C Program to Check Armstrong Number

How to Write a Program for an Armstrong Number in C using While Loop, For Loop, Functions, and Recursion? We will also show you the Program for printing the Armstrong Numbers between 1 and n.

If the given number is equal to the sum of the power of n for each digit (own) present in that integer, then that can be an Armstrong Number in C programming. For example, 153 is an Armstrong Number because the total of the individual digits in 153 = 3
153 = 1³ + 5³ + 3³
= 1 + 125 + 27 = 153

The steps below will demonstrate the standard approach to checking for an Armstrong Number in C programming.

Enter any value.
Count the total number of digits in a given value. For example, 370 has 3 digits, and 1634 has 4 digits.
Divide the given one into individual digits (For Example, divide 153 into 1, 5, and 3).
Calculate the power of n (comes from step 2) for each individual and add those digits to the Sum variable.
Compare the original value with the Sum value. If they exactly match, then it is an Armstrong number. Otherwise, it is not.

Program for a three-digit Armstrong Number in C

This program checks whether the user-given three-digit number (integer value) is an Armstrong number. Remember, this approach will only check and work for three-digit numbers. If the user enters a large number (greater than 999), it returns wrong results.
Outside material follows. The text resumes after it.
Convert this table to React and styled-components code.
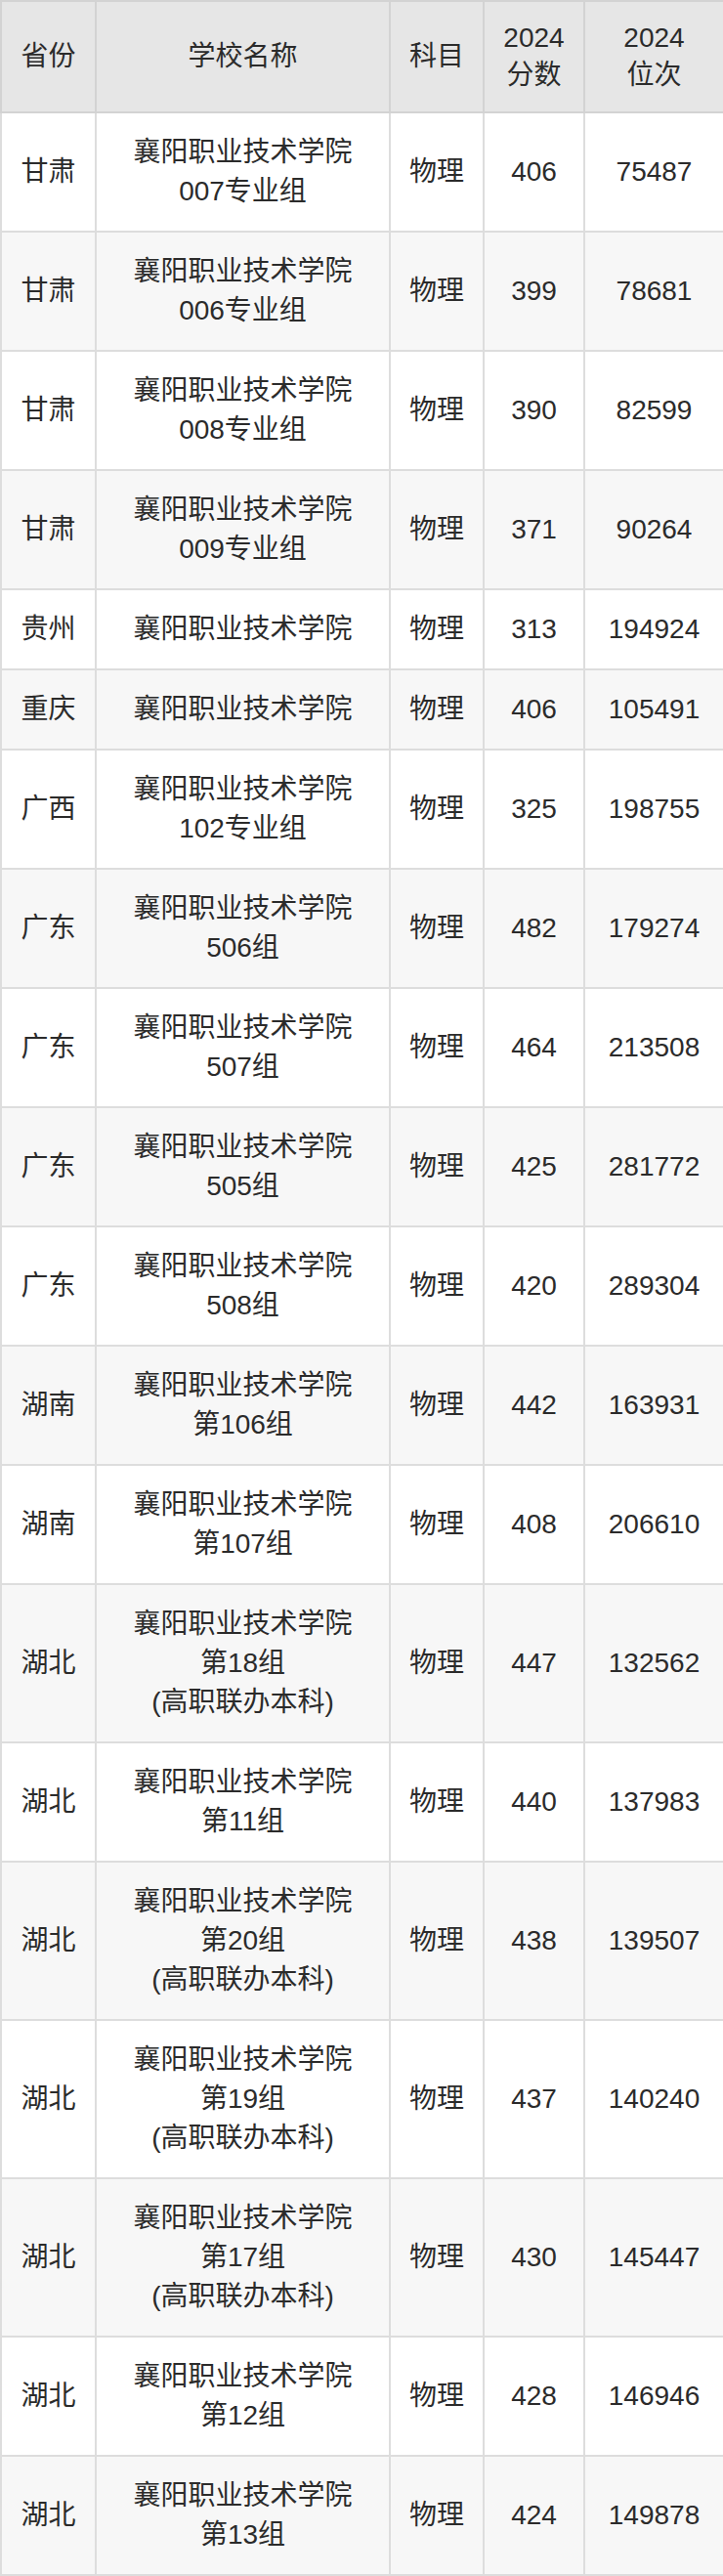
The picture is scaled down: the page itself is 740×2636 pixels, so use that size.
import React from 'react';
import styled, { createGlobalStyle } from 'styled-components';

const GlobalStyle = createGlobalStyle`
  html, body {
    margin: 0;
    padding: 0;
    background: #ffffff;
  }
  body {
    font-family: "Liberation Sans", "Noto Sans CJK SC", sans-serif;
    color: #2b2b2b;
  }
`;

const Table = styled.table`
  width: 740px;
  border-collapse: collapse;
  table-layout: fixed;
  font-size: 28px;
  text-align: center;
`;

const HeadCell = styled.th`
  background-color: #e6e6e6;
  border: 2px solid #d3d3d3;
  font-weight: 400;
  line-height: 38px;
  padding: 18px 4px;
  vertical-align: middle;
`;

const Row = styled.tr`
  background-color: ${(p) => (p.$striped ? '#f7f7f7' : '#ffffff')};
`;

const Cell = styled.td`
  border: 2px solid #dddddd;
  line-height: 40px;
  padding: 20px 4px;
  vertical-align: middle;
`;

const Line = styled.div`
  white-space: nowrap;
`;

const SCHOOL = '襄阳职业技术学院';
const JOINT = '(高职联办本科)';

const rows = [
  ['甘肃', [SCHOOL, '007专业组'], '406', '75487'],
  ['甘肃', [SCHOOL, '006专业组'], '399', '78681'],
  ['甘肃', [SCHOOL, '008专业组'], '390', '82599'],
  ['甘肃', [SCHOOL, '009专业组'], '371', '90264'],
  ['贵州', [SCHOOL], '313', '194924'],
  ['重庆', [SCHOOL], '406', '105491'],
  ['广西', [SCHOOL, '102专业组'], '325', '198755'],
  ['广东', [SCHOOL, '506组'], '482', '179274'],
  ['广东', [SCHOOL, '507组'], '464', '213508'],
  ['广东', [SCHOOL, '505组'], '425', '281772'],
  ['广东', [SCHOOL, '508组'], '420', '289304'],
  ['湖南', [SCHOOL, '第106组'], '442', '163931'],
  ['湖南', [SCHOOL, '第107组'], '408', '206610'],
  ['湖北', [SCHOOL, '第18组', JOINT], '447', '132562'],
  ['湖北', [SCHOOL, '第11组'], '440', '137983'],
  ['湖北', [SCHOOL, '第20组', JOINT], '438', '139507'],
  ['湖北', [SCHOOL, '第19组', JOINT], '437', '140240'],
  ['湖北', [SCHOOL, '第17组', JOINT], '430', '145447'],
  ['湖北', [SCHOOL, '第12组'], '428', '146946'],
  ['湖北', [SCHOOL, '第13组'], '424', '149878'],
];

const App = () => {
  return (
    <>
      <GlobalStyle />
      <Table>
        <colgroup>
          <col style={{ width: 97 }} />
          <col style={{ width: 301 }} />
          <col style={{ width: 96 }} />
          <col style={{ width: 103 }} />
          <col style={{ width: 143 }} />
        </colgroup>
        <thead>
          <tr>
            <HeadCell>省份</HeadCell>
            <HeadCell>学校名称</HeadCell>
            <HeadCell>科目</HeadCell>
            <HeadCell>
              <Line>2024</Line>
              <Line>分数</Line>
            </HeadCell>
            <HeadCell>
              <Line>2024</Line>
              <Line>位次</Line>
            </HeadCell>
          </tr>
        </thead>
        <tbody>
          {rows.map(([province, name, score, rank], i) => (
            <Row key={i} $striped={i % 2 === 1}>
              <Cell>{province}</Cell>
              <Cell>
                {name.map((line, j) => (
                  <Line key={j}>{line}</Line>
                ))}
              </Cell>
              <Cell>物理</Cell>
              <Cell>{score}</Cell>
              <Cell>{rank}</Cell>
            </Row>
          ))}
        </tbody>
      </Table>
    </>
  );
};

export default App;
The following are the steps that we followed to write the Armstrong number program in C language.

In the first step, we declared n, t, r, and Sum variables, where Sum is assigned to 0. The printf statement asks the user to enter any three-digit number. The scanf statement stored the user-entered value into the n variable.
In the second step, assign the user-entered value to a temporary variable (t) to keep the original value unchanged.
The third step of finding an Armstrong number is about executing a while loop. Here, the while loop condition will continue to iterate until the t value becomes less than or equal to 0. It means repeat the below-mentioned three steps until t becomes 0.
1. r = t % 10; – It extracts the last digit from the given number.Sum = Sum + (r * r * r); – As this program is meant for only three-digit numbers, we simply find the cube of the remainder (last digit). Next, add that value to the Sum variable.
1. t = t / 10; – Remove the last digit from the t variable.
The if else statement checks whether the sum of the cubes of every digit in a given number is exactly equal to the original value. If True, this C program prints that it is an Armstrong number. Otherwise, it is not.

TIP: We can also use the math pow function available in the math library. For this, include <math.h> header file at the top and replace (r * r * r) with pow(r, 3).

#include <stdio.h>

int main(void)
{
    int n, t, r, Sum = 0;
    
    printf("Please Enter 3-Digit Number = ");
    scanf("%d", &n);
    
    t = n;
    while( t > 0)
    {
        r = t % 10;
        Sum = Sum + (r * r * r);
        t = t / 10;
    }
    
    if ( n == Sum )
        printf("%d is an Armstrong Number.", n);
    else
        printf("%d is not an Armstrong Number.", n);
    
    return 0;
}

Please Enter 3-Digit Number = 370
370 is an Armstrong Number.

If you observe the output, we have entered 371 as the integer value. It means it is a three-digit number. 371 = 3 * 3 * 3 + 7 * 7* 7 + 1 * 1 * 1 = 27 + 343 + 1 = 371. So, it is an Armstrong number. However, if you try 999 or 1224, it returns the result of the else statement.

NOTE: If you try 1634, even though it is an Armstrong number, the program will return the message: not.

C Program to Check Armstrong Number for N-Digit Numbers

In the above-mentioned approach, we calculate the cube of each digit because we expect the user to enter a three-digit number. However, there are Armstrong numbers greater than 999, and the above approach is not ideal to check them.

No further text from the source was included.